Thursday, March 15, 2012

K'REANS

K'reans
     We were playing war in the housing project yard, Darrell and I and a few other kids whose families lived in the parallel, five-apartment wooden structures. It was 1950 or ’51. 
     We were choosing up sides: You guys be Japs, we'll be 'Mericans. Wait, somebody said. Aren't we fightin' somebody else now? Krauts, right? You be Krauts. No, somebody else. I forget.
     I'll ask Mom, I said. I ran for the kitchen door of our apartment, the middle one in row 32. I hit the screen door on the run. I still remember the combined smells of dust and rust as my face rushed toward the screen. It had one of those long black coil springs to keep it closed; it slammed shut behind me. 
     Mom was in the kitchen. She was pissed. "Son, how many times have I told you not to slam that screen door?"
     I had more important things on my mind. "Mom!
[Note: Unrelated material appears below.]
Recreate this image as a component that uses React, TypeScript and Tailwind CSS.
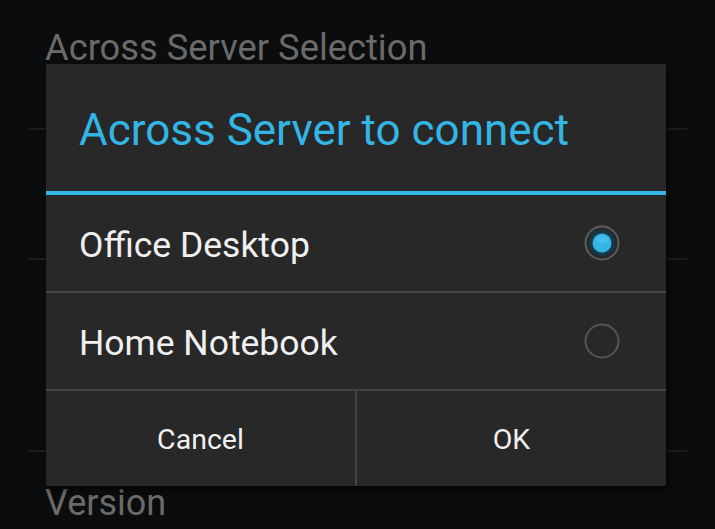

Who're we fightin' now? Is it Japs 'r Germans?"
     "Neither one, son. We're fighting Koreans now." Our older brother Lance was in high school at the time, soon to graduate. That had to have been on her mind, as Vietnam would be on her mind ten years later when Darrell and I came of military age. 
     But none of that was on my mind. "Thanks, Mom!" I yelped, and again hit the screen door on the run. It slammed shut behind me, and I heard her scolding "Ronald Dean!" follow me across the yard as I returned, courier bearing important information, to my huddled playmates. 
     "K'reans," I said between gulps of breath. "Mom says we're fightin' K'reans now."
     Puzzled looks. Some faint glimmers in boys' faces who had heard the word begin to replace Japs and Krauts and Germans in their parents' conversations.
     "Don't matter. That's who we're fightin'." 
     "You guys be K'reans. We'll be 'Mericans."